Entries with page source code:
++++++++

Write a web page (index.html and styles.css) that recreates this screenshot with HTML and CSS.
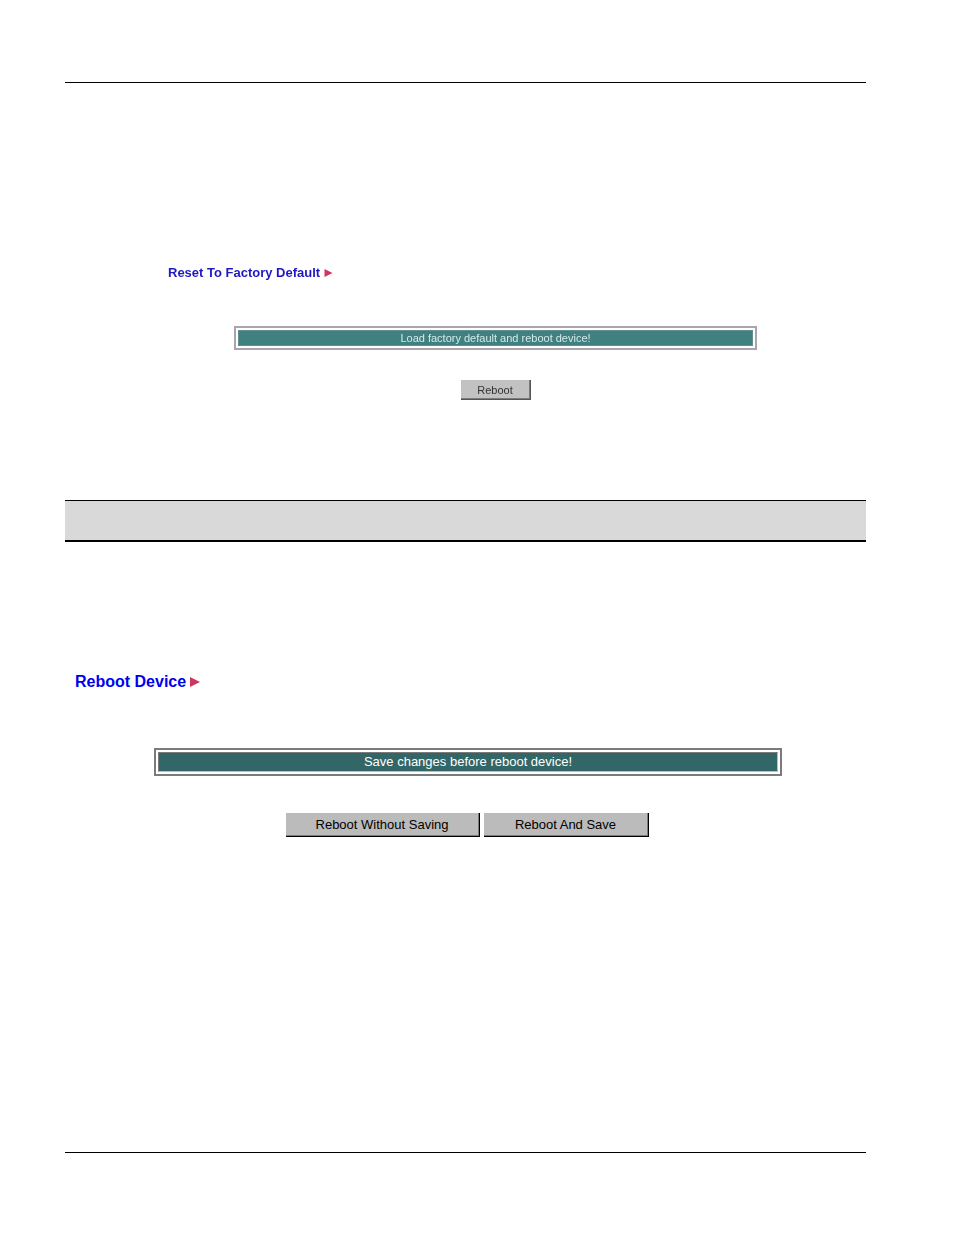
FILE: index.html
```html
<!DOCTYPE html>
<html lang="en">
<head>
<meta charset="utf-8">
<title>Reboot Device</title>
<link rel="stylesheet" href="styles.css">
</head>
<body>
<main class="page">
  <section class="panel panel-reset">
    <h2 class="title title-small">Reset To Factory Default <svg class="arrow" viewBox="0 0 10 10" aria-hidden="true"><path d="M0 0L10 5L0 10Z"/></svg></h2>
    <div class="banner banner-soft"><p class="message">Load factory default and reboot device!</p></div>
    <div class="actions"><button class="button button-small" type="button">Reboot</button></div>
  </section>
  <div class="band"></div>
  <section class="panel panel-reboot">
    <h2 class="title">Reboot Device <svg class="arrow" viewBox="0 0 10 10" aria-hidden="true"><path d="M0 0L10 5L0 10Z"/></svg></h2>
    <div class="banner"><p class="message">Save changes before reboot device!</p></div>
    <div class="actions">
      <button class="button button-wide" type="button">Reboot Without Saving</button>
      <button class="button button-medium" type="button">Reboot And Save</button>
    </div>
  </section>
</main>
</body>
</html>
```
FILE: styles.css
```css
* {
  box-sizing: border-box;
}

body {
  margin: 0;
  background: #fff;
  font-family: "Liberation Sans", Arial, sans-serif;
}

.page {
  display: flex;
  flex-direction: column;
  min-height: calc(100vh - 164px);
  margin: 82px 88px 82px 65px;
  border-top: 1px solid #000;
  border-bottom: 1px solid #000;
}

.panel-reset {
  padding: 180px 40px 100px 103px;
  filter: blur(0.6px);
}

.panel-reboot {
  padding: 130px 0 40px 10px;
}

.title {
  display: flex;
  align-items: center;
  gap: 4px;
  margin: 0;
  color: #0000f0;
  font-size: 16px;
  line-height: 20px;
}

.title-small {
  color: #2018c0;
  font-size: 13px;
}

.arrow {
  width: 10px;
  height: 10px;
  fill: #d03560;
}

.title-small .arrow {
  width: 9px;
  height: 8px;
}

.banner {
  margin: 56px 84px 0 79px;
  padding: 2px;
  border: 2px solid #7b7b7b;
}

.message {
  margin: 0;
  border: 1px solid;
  border-color: #7b7b7b #bdbdbd #bdbdbd #7b7b7b;
  background: #336666;
  color: #fff;
  font-size: 13px;
  line-height: 18px;
  text-align: center;
}

.banner-soft {
  margin: 43px 69px 0 66px;
  border: 2px solid #aaa4ac;
}

.banner-soft .message {
  border-color: #5f8f8f;
  background: #418080;
  color: #d4eaea;
  font-size: 11px;
  line-height: 14px;
}

.actions {
  display: flex;
  justify-content: center;
  gap: 4px;
  margin-top: 37px;
  padding-right: 7px;
}

.panel-reset .actions {
  margin-top: 30px;
  padding-right: 3px;
}

.button {
  height: 24px;
  padding: 0;
  border: 0 solid #000;
  border-width: 0 1px 1px 0;
  border-radius: 0;
  background: #bbb;
  box-shadow: inset -1px -1px #7b7b7b;
  color: #000;
  font: 13px/20px "Liberation Sans", Arial, sans-serif;
}

.button-wide {
  width: 194px;
}

.button-medium {
  width: 165px;
}

.button-small {
  width: 70px;
  height: 20px;
  border-color: #555;
  background: #c2c2c2;
  color: #333;
  font-size: 11px;
}

.band {
  height: 42px;
  border-top: 1px solid #000;
  border-bottom: 2px solid #000;
  background: #d9d9d9;
}
```
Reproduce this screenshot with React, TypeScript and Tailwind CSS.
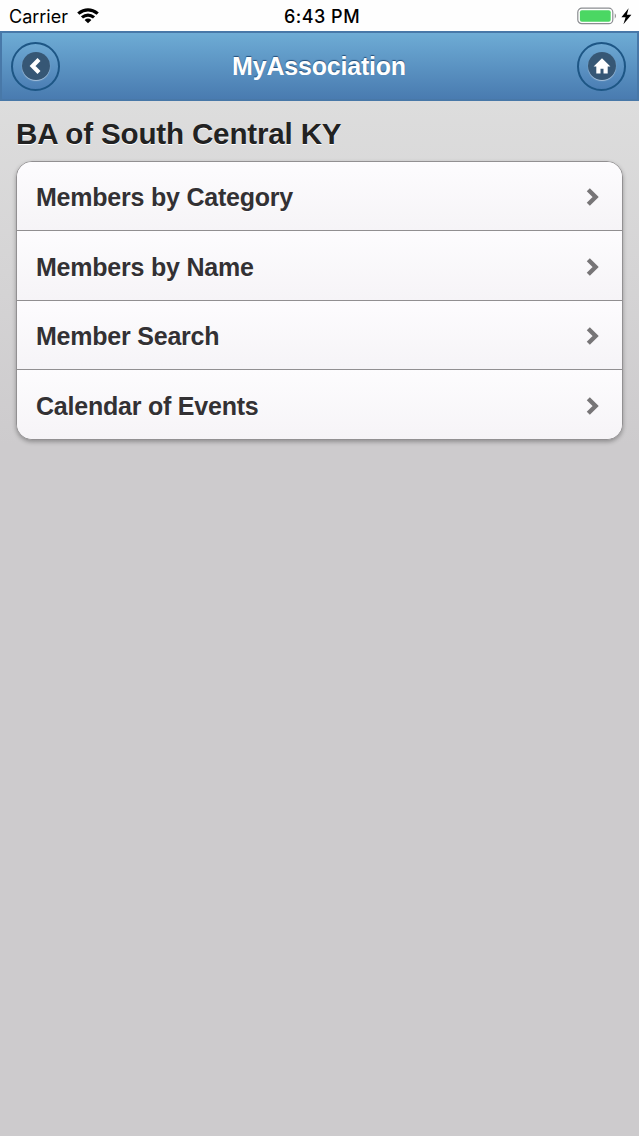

++++++++

* _Your task_: Go through the entries above and output them exactly, without pictures.

* _Reply to the task_:
Write a web page (index.html and styles.css) that recreates this screenshot with HTML and CSS.
FILE: index.html
```html
<!DOCTYPE html>
<html lang="en">
<head>
<meta charset="utf-8">
<title>Reboot Device</title>
<link rel="stylesheet" href="styles.css">
</head>
<body>
<main class="page">
  <section class="panel panel-reset">
    <h2 class="title title-small">Reset To Factory Default <svg class="arrow" viewBox="0 0 10 10" aria-hidden="true"><path d="M0 0L10 5L0 10Z"/></svg></h2>
    <div class="banner banner-soft"><p class="message">Load factory default and reboot device!</p></div>
    <div class="actions"><button class="button button-small" type="button">Reboot</button></div>
  </section>
  <div class="band"></div>
  <section class="panel panel-reboot">
    <h2 class="title">Reboot Device <svg class="arrow" viewBox="0 0 10 10" aria-hidden="true"><path d="M0 0L10 5L0 10Z"/></svg></h2>
    <div class="banner"><p class="message">Save changes before reboot device!</p></div>
    <div class="actions">
      <button class="button button-wide" type="button">Reboot Without Saving</button>
      <button class="button button-medium" type="button">Reboot And Save</button>
    </div>
  </section>
</main>
</body>
</html>
```
FILE: styles.css
```css
* {
  box-sizing: border-box;
}

body {
  margin: 0;
  background: #fff;
  font-family: "Liberation Sans", Arial, sans-serif;
}

.page {
  display: flex;
  flex-direction: column;
  min-height: calc(100vh - 164px);
  margin: 82px 88px 82px 65px;
  border-top: 1px solid #000;
  border-bottom: 1px solid #000;
}

.panel-reset {
  padding: 180px 40px 100px 103px;
  filter: blur(0.6px);
}

.panel-reboot {
  padding: 130px 0 40px 10px;
}

.title {
  display: flex;
  align-items: center;
  gap: 4px;
  margin: 0;
  color: #0000f0;
  font-size: 16px;
  line-height: 20px;
}

.title-small {
  color: #2018c0;
  font-size: 13px;
}

.arrow {
  width: 10px;
  height: 10px;
  fill: #d03560;
}

.title-small .arrow {
  width: 9px;
  height: 8px;
}

.banner {
  margin: 56px 84px 0 79px;
  padding: 2px;
  border: 2px solid #7b7b7b;
}

.message {
  margin: 0;
  border: 1px solid;
  border-color: #7b7b7b #bdbdbd #bdbdbd #7b7b7b;
  background: #336666;
  color: #fff;
  font-size: 13px;
  line-height: 18px;
  text-align: center;
}

.banner-soft {
  margin: 43px 69px 0 66px;
  border: 2px solid #aaa4ac;
}

.banner-soft .message {
  border-color: #5f8f8f;
  background: #418080;
  color: #d4eaea;
  font-size: 11px;
  line-height: 14px;
}

.actions {
  display: flex;
  justify-content: center;
  gap: 4px;
  margin-top: 37px;
  padding-right: 7px;
}

.panel-reset .actions {
  margin-top: 30px;
  padding-right: 3px;
}

.button {
  height: 24px;
  padding: 0;
  border: 0 solid #000;
  border-width: 0 1px 1px 0;
  border-radius: 0;
  background: #bbb;
  box-shadow: inset -1px -1px #7b7b7b;
  color: #000;
  font: 13px/20px "Liberation Sans", Arial, sans-serif;
}

.button-wide {
  width: 194px;
}

.button-medium {
  width: 165px;
}

.button-small {
  width: 70px;
  height: 20px;
  border-color: #555;
  background: #c2c2c2;
  color: #333;
  font-size: 11px;
}

.band {
  height: 42px;
  border-top: 1px solid #000;
  border-bottom: 2px solid #000;
  background: #d9d9d9;
}
```
Reproduce this screenshot with React, TypeScript and Tailwind CSS.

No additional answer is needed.